THE REMAINDER OF THIS PAGE IS INTENTIONALLY LEFT BLANK.

35


 
 

TABLE OF CONTENTS

CORPORATE GOVERNANCE AND BOARD MATTERS

Board’s Role in Risk Oversight

The Board and each of its standing committees (audit, compensation, and nominating and corporate governance) oversee the management of risks inherent in the operation of our business. The Board has delegated certain risk management responsibilities to its committees. The Board and the audit committee evaluate our policies with respect to risk assessment and risk management, and monitor our liquidity risk, regulatory risk, operational risk and enterprise risk by regular reviews with management and external auditors and other advisors. In its periodic meetings with the independent accountants, the audit committee discusses the scope and plan for the audit and includes management in its review of accounting and financial controls, assessment of business risks and legal and ethical compliance programs. The Board and the nominating and corporate governance committee monitor our governance and succession risk by regular review with management and outside advisors. As part of its responsibilities, the compensation committee reviews the impact of our executive compensation program and the associated incentives to determine whether they present a significant risk to us. The compensation committee has concluded, based on its reviews and analysis of our compensation policies and procedures, that such policies and procedures are not reasonably likely to have a material adverse effect on us.

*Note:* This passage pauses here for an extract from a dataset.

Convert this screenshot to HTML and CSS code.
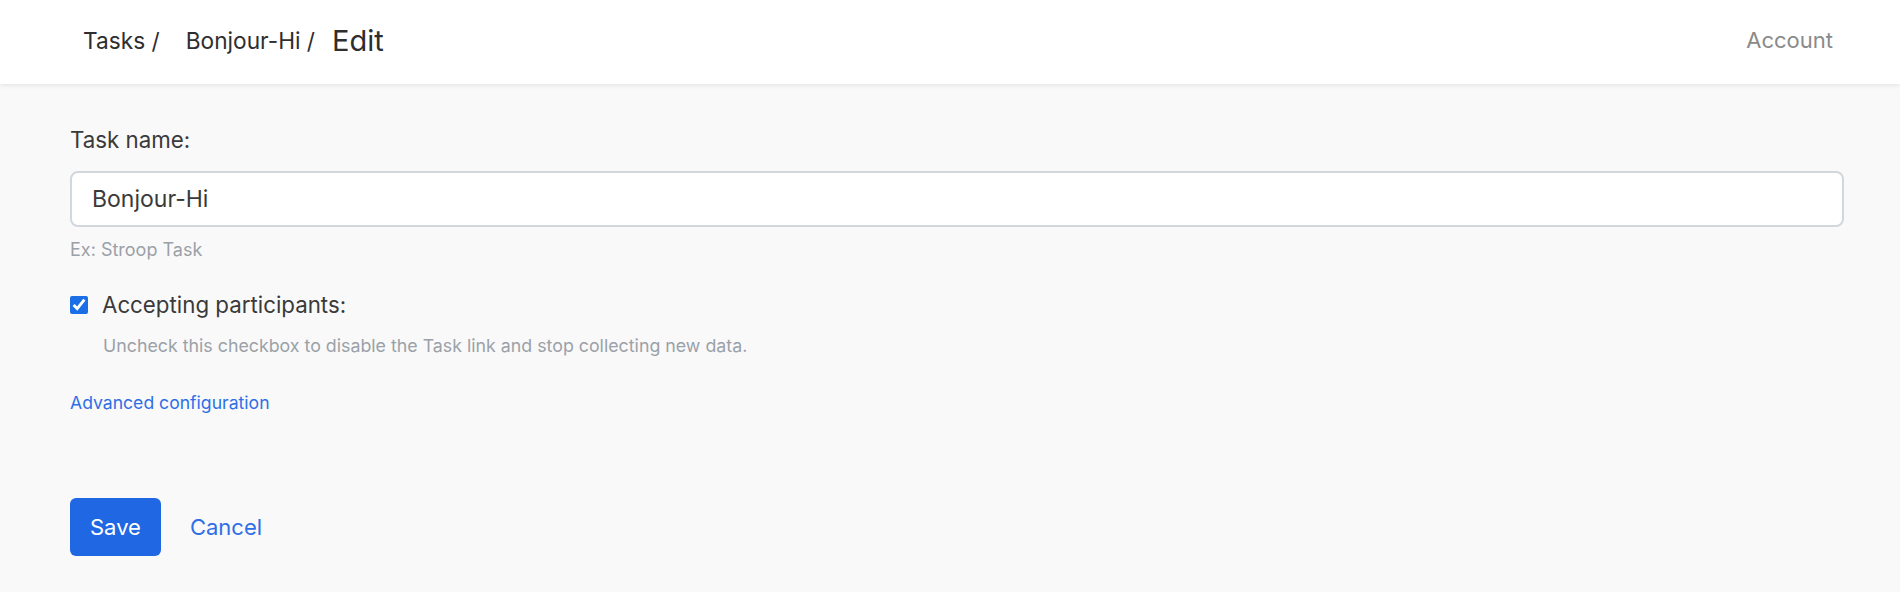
FILE: index.html
```html
<!DOCTYPE html>
<html lang="en">
<head>
<meta charset="utf-8">
<title>Edit Task</title>
<link rel="stylesheet" href="styles.css">
</head>
<body>
<header class="topbar">
  <nav class="crumbs">
    <a class="crumb" href="#">Tasks /</a>
    <a class="crumb" href="#">Bonjour-Hi /</a>
    <span class="crumb-current">Edit</span>
  </nav>
  <a class="account" href="#">Account</a>
</header>
<main class="content">
  <form class="task-form">
    <label class="field-label" for="task-name">Task name:</label>
    <input class="text-input" id="task-name" type="text" value="Bonjour-Hi">
    <p class="hint">Ex: Stroop Task</p>
    <div class="check-row">
      <input class="checkbox" id="accepting" type="checkbox" checked>
      <label class="check-label" for="accepting">Accepting participants:</label>
    </div>
    <p class="check-help">Uncheck this checkbox to disable the Task link and stop collecting new data.</p>
    <a class="advanced" href="#">Advanced configuration</a>
    <div class="actions">
      <button class="btn-save" type="button">Save</button>
      <a class="cancel" href="#">Cancel</a>
    </div>
  </form>
</main>
</body>
</html>
```

FILE: styles.css
```css
* { box-sizing: border-box; }
html, body { margin: 0; padding: 0; }
body {
  background: #f9f9f9;
  font-family: Inter, "Noto Sans", sans-serif;
  color: #333;
  height: 592px;
  overflow: hidden;
}
a { text-decoration: none; }

.topbar {
  height: 84px;
  background: #fff;
  box-shadow: 0 1px 5px rgba(0,0,0,0.10);
  display: flex;
  align-items: center;
  justify-content: space-between;
  padding: 0 67px 4px 83px;
  position: relative;
}
.crumbs {
  display: flex;
  align-items: center;
  gap: 25px;
}
.crumb {
  font-size: 22.7px;
  color: #2e2e2e;
}
.crumb:nth-child(2) { margin-left: 1px; }
.crumb-current {
  font-size: 29px;
  color: #2e2e2e;
  margin-left: -8px;
}
.account {
  font-size: 22px;
  color: #8a8a8a;
}

.content {
  padding: 43px 56px 0 70px;
}
.task-form {
  display: flex;
  flex-direction: column;
  align-items: flex-start;
}
.field-label {
  font-size: 22.3px;
  line-height: 26px;
  color: #3a3a3a;
}
.text-input {
  margin-top: 18px;
  width: 100%;
  height: 56px;
  border: 2px solid #d2d7dd;
  border-radius: 8px;
  background: #fff;
  padding: 0 20px;
  font-family: inherit;
  font-size: 23px;
  color: #3a3a3a;
  outline: none;
}
.hint {
  margin: 13px 0 0;
  font-size: 18px;
  line-height: 20px;
  color: #9ba1a8;
}
.check-row {
  margin-top: 32px;
  display: flex;
  align-items: center;
  height: 26px;
}
.checkbox {
  width: 18px;
  height: 18px;
  margin: 0 14px 0 0;
  accent-color: #1a6fe6;
}
.check-label {
  font-size: 22.3px;
  line-height: 26px;
  color: #3a3a3a;
}
.check-help {
  margin: 18px 0 0 33px;
  font-size: 17.8px;
  line-height: 20px;
  color: #9ba1a8;
}
.advanced {
  margin-top: 36px;
  font-size: 17.6px;
  line-height: 22px;
  color: #2f6fe6;
}
.actions {
  margin-top: 84px;
  display: flex;
  align-items: center;
  gap: 29px;
}
.btn-save {
  height: 58px;
  padding: 0 20px;
  border: none;
  border-radius: 6px;
  background: #2067e3;
  color: #fff;
  font-family: inherit;
  font-size: 22px;
}
.cancel {
  font-size: 22px;
  color: #2f6fe6;
}
```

Board Leadership Structure

The positions of Interim Chief Executive Officer and Non-Executive Chairwoman of the Board are held by two different individuals. Currently, Dr. Kaye serves as our Interim Chief Executive Officer and Dr. Behrens serves as our Chairwoman of the Board. Our Non-Executive Chairwoman has many of the duties and responsibilities that a “lead independent director” might have and, therefore, the Board has determined not to designate a separate “lead independent director.” This current structure allows our Interim Chief Executive Officer to focus on our strategic direction and our day-to-day business while our Non-Executive Chairwoman provides guidance to the Interim Chief Executive Officer and leads the Board in its fundamental role of providing advice to, and independent oversight of, management. The Board recognizes the time, effort and energy that the Interim Chief Executive Officer is required to devote to his position given our stage of development, as well as the commitment required to serve as our Non-Executive Chairwoman. The Board believes that this leadership structure is appropriate because it allows us to speak externally to our various constituents, as well as internally to our officers and employees, on a unified and consistent basis, and fosters clear accountability and effective decision-making. At the same time, our Board’s structure incorporates appropriate independence and programs for risk management oversight of our overall operations, including our compensation programs. The Board will continue to assess the appropriateness of this structure as part of the Board’s broader succession planning process.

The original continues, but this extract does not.